I was wondering if training both a POS tagger and a parser (be it constituency or dependency) at the same time improve the results of parsing in a deep architecture since deep learning can take advantage of its depth to learn multiple levels of representation. What would be a good architecture for such a task ?
I think you are talking about joint POS tagging and parsing. If you do not limit yourself to the neural network framework. The following paper can help:
- Joint models for Chinese POS tagging and dependency parsing: http://ir.hit.edu.cn/~car/papers/emnlp11.pdf
- Incremental Joint POS Tagging and Dependency Parsing in Chinese: https://www.aclweb.org/anthology/I/I11/I11-1136.pdf
- A Transition-Based System for Joint Part-of-Speech Tagging and Labeled Non-Projective Dependency Parsing: http://citeseerx.ist.psu.edu/viewdoc/download?doi=10.1.1.261.4221&rep=rep1&type=pdf
Porting the "old school" method to the neural network, a straight-forward way can be introducing a joint parsing and tagging action "SHIFT-POS" to Chen and Manning (2014) or Chris et al (2015). What's more, multi-task learning can also be a fancy staff.
Yes, we can train a joint model for POS tagging and dependency parsing.
See the paper (and its source code): "A Novel Neural Network Model for Joint POS Tagging and Graph-based Dependency Parsing" https://arxiv.org/abs/1705.05952
We present a novel neural network model that learns POS tagging and graph-based dependency parsing jointly. Our model uses bidirectional LSTMs to learn feature representations shared for both POS tagging and dependency parsing tasks, thus handling the feature-engineering problem. Our extensive experiments, on 19 languages from the Universal Dependencies project, show that our model outperforms the state-of-the-art neural network-based Stack-propagation model for joint POS tagging and transition-based dependency parsing, resulting in a new state of the art. Our code is open-source and available at: https://github.com/datquocnguyen/jPTDP
(Assumption: by "at the same time" I assume you mean "in one operation". If this is not what you mean, this may not apply.)
Since parsers rely on the POS tags, and normally occur later in the NLP pipeline, combining them into ONE operation would likely prove to be more work than the benefit.
But I'm considering this problem. I'm tempted to split my tokenizing, POS tagging and dependency parsing into several smaller pieces and interleave them, e.g.

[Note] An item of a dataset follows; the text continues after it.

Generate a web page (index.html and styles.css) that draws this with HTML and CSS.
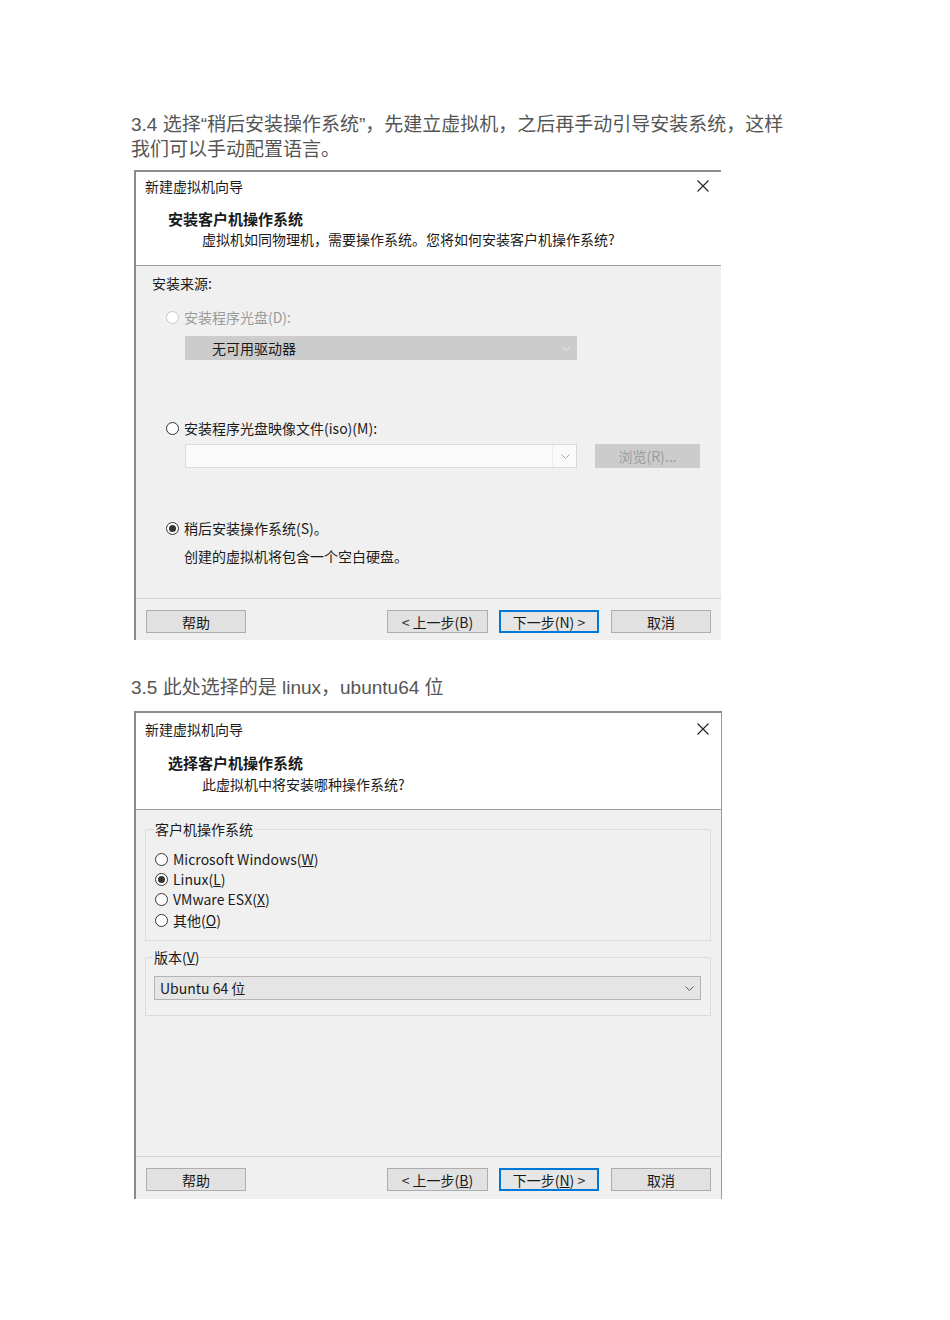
FILE: index.html
```html
<!DOCTYPE html>
<html lang="zh-CN">
<head>
    <meta charset="UTF-8">
    <meta name="viewport" content="width=device-width, initial-scale=1.0">
    <title>VMware 新建虚拟机</title>
    <link rel="stylesheet" href="styles.css">
</head>
<body>
    <div class="article">
        <!-- Step 3.4 -->
        <p class="step step-first">3.4 选择“稍后安装操作系统”，先建立虚拟机，之后再手动引导安装系统，这样我们可以手动配置语言。</p>

        <div class="wizard wizard-install">
            <div class="wizard-title">
                <span>新建虚拟机向导</span>
                <svg class="close" width="12" height="12" viewBox="0 0 12 12"><path d="M0.5 0.5 L11.5 11.5 M11.5 0.5 L0.5 11.5" stroke="#222" stroke-width="1.1" fill="none"/></svg>
            </div>
            <div class="wizard-head">
                <h2>安装客户机操作系统</h2>
                <p>虚拟机如同物理机，需要操作系统。您将如何安装客户机操作系统?</p>
            </div>
            <div class="wizard-body">
                <div class="source-label">安装来源:</div>

                <div class="radio-row radio-disc disabled">
                    <span class="radio"></span>
                    <span>安装程序光盘(D):</span>
                </div>
                <div class="combo combo-disabled">
                    <span>无可用驱动器</span>
                    <svg class="chevron" width="9" height="5" viewBox="0 0 9 5"><path d="M0.5 0.5 L4.5 4.5 L8.5 0.5" stroke="#e6e6e6" fill="none"/></svg>
                </div>

                <div class="radio-row radio-iso">
                    <span class="radio"></span>
                    <span>安装程序光盘映像文件(iso)(M):</span>
                </div>
                <div class="iso-row">
                    <div class="combo combo-empty">
                        <span></span>
                        <span class="combo-split"></span>
                        <svg class="chevron" width="9" height="5" viewBox="0 0 9 5"><path d="M0.5 0.5 L4.5 4.5 L8.5 0.5" stroke="#a8a8a8" fill="none"/></svg>
                    </div>
                    <div class="btn btn-disabled">浏览(R)...</div>
                </div>

                <div class="radio-row radio-later">
                    <span class="radio checked"></span>
                    <span>稍后安装操作系统(S)。</span>
                </div>
                <div class="later-note">创建的虚拟机将包含一个空白硬盘。</div>
            </div>
            <div class="wizard-foot">
                <div class="btn">帮助</div>
                <div class="btn-group">
                    <div class="btn btn-back">&lt; 上一步(B)</div>
                    <div class="btn btn-default">下一步(N) &gt;</div>
                    <div class="btn btn-cancel">取消</div>
                </div>
            </div>
        </div>

        <!-- Step 3.5 -->
        <p class="step step-second">3.5 此处选择的是 linux，ubuntu64 位</p>

        <div class="wizard wizard-os">
            <div class="wizard-title">
                <span>新建虚拟机向导</span>
                <svg class="close" width="12" height="12" viewBox="0 0 12 12"><path d="M0.5 0.5 L11.5 11.5 M11.5 0.5 L0.5 11.5" stroke="#222" stroke-width="1.1" fill="none"/></svg>
            </div>
            <div class="wizard-head">
                <h2>选择客户机操作系统</h2>
                <p>此虚拟机中将安装哪种操作系统?</p>
            </div>
            <div class="wizard-body">
                <fieldset class="group group-os">
                    <legend>客户机操作系统</legend>
                    <div class="radio-row"><span class="radio"></span><span>Microsoft Windows(<u>W</u>)</span></div>
                    <div class="radio-row"><span class="radio checked"></span><span>Linux(<u>L</u>)</span></div>
                    <div class="radio-row"><span class="radio"></span><span>VMware ESX(<u>X</u>)</span></div>
                    <div class="radio-row"><span class="radio"></span><span>其他(<u>O</u>)</span></div>
                </fieldset>

                <fieldset class="group group-version">
                    <legend>版本(<u>V</u>)</legend>
                    <div class="combo combo-version">
                        <span>Ubuntu 64 位</span>
                        <svg class="chevron" width="9" height="5" viewBox="0 0 9 5"><path d="M0.5 0.5 L4.5 4.5 L8.5 0.5" stroke="#555" fill="none"/></svg>
                    </div>
                </fieldset>
            </div>
            <div class="wizard-foot">
                <div class="btn">帮助</div>
                <div class="btn-group">
                    <div class="btn btn-back">&lt; 上一步(<u>B</u>)</div>
                    <div class="btn btn-default">下一步(<u>N</u>) &gt;</div>
                    <div class="btn btn-cancel">取消</div>
                </div>
            </div>
        </div>
    </div>
</body>
</html>
```

FILE: styles.css
```css
/* General Styles */
body {
    margin: 0;
    padding: 0;
    background-color: #ffffff;
    font-family: "Liberation Sans", "Noto Sans CJK SC", sans-serif;
}

/* Article */
.article {
    width: 660px;
    margin-left: 131px;
    padding-top: 112px;
}

.step {
    margin: 0;
    font-size: 19px;
    line-height: 25px;
    color: #555555;
}

.step-second {
    margin-top: 35px;
}

/* Wizard dialog */
.wizard {
    width: 585px;
    margin-left: 3px;
    background-color: #ffffff;
    border-top: 2px solid #8c8c8c;
    border-left: 2px solid #8c8c8c;
    font-family: "Noto Sans CJK SC", sans-serif;
    font-size: 14px;
    color: #1a1a1a;
}

.wizard-install {
    margin-top: 8px;
}

.wizard-os {
    margin-top: 11px;
    border-right: 1px solid #9a9a9a;
}

.wizard-title {
    height: 28px;
    padding: 0 12px 0 9px;
    display: flex;
    justify-content: space-between;
    align-items: center;
    line-height: 20px;
}

.wizard-title span {
    margin-top: -1px;
}

.wizard-os .wizard-title {
    height: 32px;
}

.wizard-head {
    height: 56px;
    padding: 9px 0 0 32px;
    border-bottom: 1px solid #a0a0a0;
}

.wizard-os .wizard-head {
    height: 56px;
    padding-top: 8px;
}

.wizard-head h2 {
    margin: 0;
    font-size: 15px;
    line-height: 20px;
    font-weight: bold;
}

.wizard-head p {
    margin: 0 0 0 34px;
    line-height: 20px;
}

.wizard-os .wizard-head p {
    margin-top: 1px;
}

.wizard-body {
    height: 332px;
    padding-left: 16px;
    background-color: #f0f0f0;
    border-bottom: 1px solid #d4d4d4;
    line-height: 20px;
}

.wizard-os .wizard-body {
    height: 346px;
    padding-left: 9px;
    padding-right: 10px;
    display: flow-root;
}

.wizard-foot {
    height: 41px;
    padding: 11px 10px 0 10px;
    box-sizing: border-box;
    background-color: #f0f0f0;
    display: flex;
    justify-content: space-between;
    align-items: flex-start;
}

.wizard-os .wizard-foot {
    height: 42px;
}

.btn-group {
    display: flex;
    gap: 11px;
}

/* Buttons */
.btn {
    width: 100px;
    height: 23px;
    box-sizing: border-box;
    border: 1px solid #adadad;
    background-color: #e1e1e1;
    display: flex;
    justify-content: center;
    align-items: center;
    font-size: 14px;
    color: #1a1a1a;
}

.btn-back {
    width: 101px;
}

.btn-cancel {
    margin-left: 1px;
}

.btn-default {
    border: 2px solid #0078d7;
    background-color: #e5e5e5;
}

.btn-disabled {
    width: 105px;
    height: 24px;
    border-color: #cccccc;
    background-color: #cccccc;
    color: #9c9c9c;
}

/* Radio buttons */
.radio-row {
    display: flex;
    align-items: center;
    gap: 5px;
    height: 20px;
}

.radio {
    width: 13px;
    height: 13px;
    box-sizing: border-box;
    border: 1px solid #333333;
    border-radius: 50%;
    background-color: #ffffff;
    display: flex;
    justify-content: center;
    align-items: center;
    flex-shrink: 0;
}

.radio.checked::after {
    content: "";
    width: 7px;
    height: 7px;
    border-radius: 50%;
    background-color: #333333;
}

.radio-row.disabled {
    color: #9a9a9a;
}

.radio-row.disabled .radio {
    border-color: #c8c8c8;
}

/* Install source section */
.source-label {
    padding-top: 7px;
}

.radio-disc {
    margin: 14px 0 0 14px;
}

.radio-iso {
    margin: 58px 0 0 14px;
}

.radio-later {
    margin: 50px 0 0 14px;
}

.later-note {
    margin: 8px 0 0 32px;
}

.iso-row {
    display: flex;
    align-items: center;
    gap: 18px;
    margin: 6px 0 0 33px;
}

/* Combo boxes */
.combo {
    width: 392px;
    height: 24px;
    box-sizing: border-box;
    display: flex;
    align-items: center;
    justify-content: space-between;
    padding: 0 6px 0 27px;
}

.combo-disabled {
    margin: 9px 0 0 33px;
    background-color: #cccccc;
}

.combo-empty {
    background-color: #fafafa;
    border: 1px solid #d9d9d9;
    padding-left: 6px;
}

.combo-empty span:first-child {
    flex: 1;
}

.combo-split {
    width: 1px;
    height: 22px;
    margin-right: 8px;
    background-color: #efefef;
}

.combo-version {
    width: 547px;
    padding-left: 5px;
    padding-right: 6px;
    background-color: #e5e5e5;
    border: 1px solid #b4b4b4;
}

/* Group boxes */
.group {
    margin: 9px 0 0 0;
    padding: 0 9px 10px 9px;
    border: 1px solid #dcdcdc;
    min-width: 0;
}

.group legend {
    padding: 0 1px;
    margin-left: -1px;
    line-height: 20px;
}

.group-os legend + .radio-row {
    margin-top: 10px;
}

.group-os .radio-row:last-child {
    margin-top: 1px;
}

.group-version {
    margin-top: 6px;
    padding: 9px 8px 15px 8px;
}
```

Tokenizer Pretag (using lexicon of special "hard" words) POS tagging Dep parse (only Subj) Re-tokenize where no Subj found (probably with grammars) POS tagging Dep parse (only Pred) Lexical analysis etc.
This would not constitute tagging and parsing "at the same time". It also would not be a gargantuan effort that might prove futile. Since I'm not in a purely research field, results are my aim, not novelty or publication. So while this approach is admittedly mundane, it's likely to provide some benefit without a high cost. At least that's what I hope.
I can't recall any paper learning a POS tagger and a parser jointly off the top of my head, but the following paper might be of interest to you as they explored multi-task learning (MTL) for parsing, translation, and image caption generation, so the architecture they used (nothing fancy, typical RNNs just plugged and unplugged for MTL) might be of interest to you.
Luong, Minh-Thang, Quoc V. Le, Ilya Sutskever, Oriol Vinyals, and Lukasz Kaiser. "Multi-task Sequence to Sequence Learning." arXiv preprint arXiv:1511.06114 (2015).
Sequence to sequence learning has recently emerged as a new paradigm in supervised learning. To date, most of its applications focused on only one task and not much work explored this framework for multiple tasks. This paper examines three multi-task learning (MTL) settings for sequence to sequence models: (a) the one-to-many setting - where the encoder is shared between several tasks such as machine translation and syntactic parsing, (b) the many-to-one setting - useful when only the decoder can be shared, as in the case of translation and image caption generation, and (c) the many-to-many setting - where multiple encoders and decoders are shared, which is the case with unsupervised objectives and translation. Our results show that training on a small amount of parsing and image caption data can improve the translation quality between English and German by up to 1.5 BLEU points over strong single-task baselines on the WMT benchmarks. Furthermore, we have established a new state-of-the-art result in constituent parsing with 93.0 F1. Lastly, we reveal interesting properties of the two unsupervised learning objectives, autoencoder and skip-thought, in the MTL context: autoencoder helps less in terms of perplexities but more on BLEU scores compared to skip-thought.